Tags in Nautilus

As I mentioned in my last blog post, I spent the last weeks working on tags. Though, just to be clear from the beginning, general tags will probably not make it into the next versions of Nautilus. At the time I found out that this feature should not be included, I already had some of the work done, so I’ll explain below what I accomplished even if it’ll not be part of the next releases.

From what I understood, the issue with general tags is that it would add another layer of organization, as it would serve a similar purpose to folders. To some extent I understand this decision, but still, I think that even so, tags would be useful to some users, because for tags the file location doesn’t matter and you can also use colors.

General tags are stored in the tracker database using nao:Tag. In the time I worked on tags I mostly worked on the backend, so I have implemented a tag manager which does all the queries asynchronously, except for getting all existing tags and favorite files, which are queried at start up. Other actions that can be done with the tag manager are: adding/deleting a tag, getting what tags some files have or getting files that have a certain tag.

Besides that, I also got to implement a dialog which edits the tags of the selection, being able to create a new tag, add an existing tag or deleting a tag. The video below shows how it looks like.  This is just a design that I came up with and there’s definitely room for improvement. Though, if in the end we decide that general tags should be a feature of Nautilus, we’ll have the mockups of Paulo who did some nice design for this.
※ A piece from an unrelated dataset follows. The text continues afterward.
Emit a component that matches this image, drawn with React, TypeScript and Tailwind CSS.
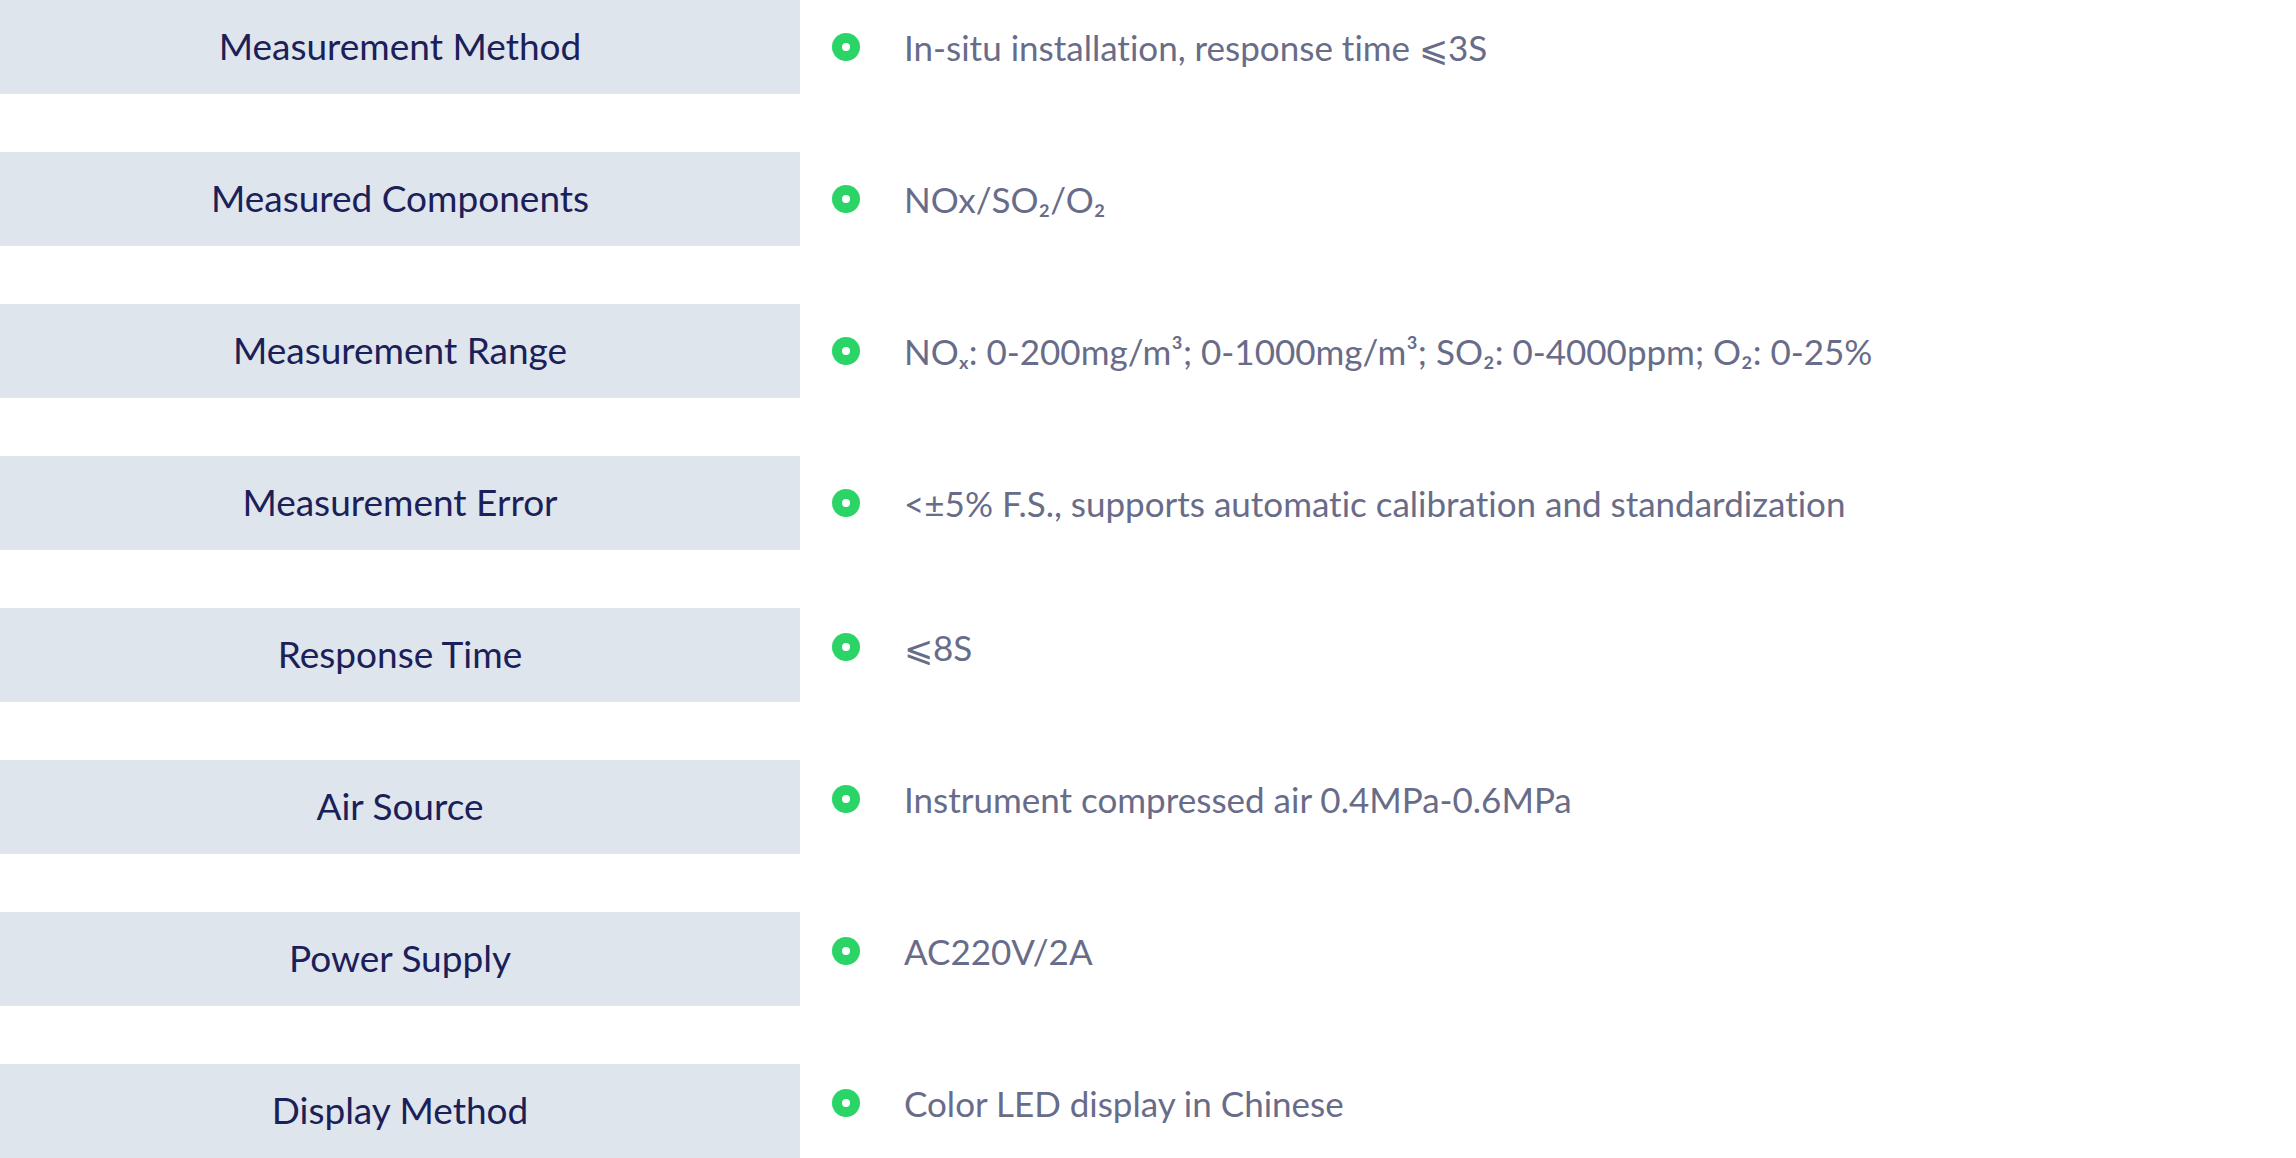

Instead of using general tags we decided that it would be useful to have Favorite files, which is like a tag, but focused on a single case.

The UI for favorite files is a bit different. In the list view, there is a star icon which can be toggled making/unmaking files favorite. Also, the favorite files can be accessed from the sidebar which will have an item for this, opening a location which shows all the favorite files.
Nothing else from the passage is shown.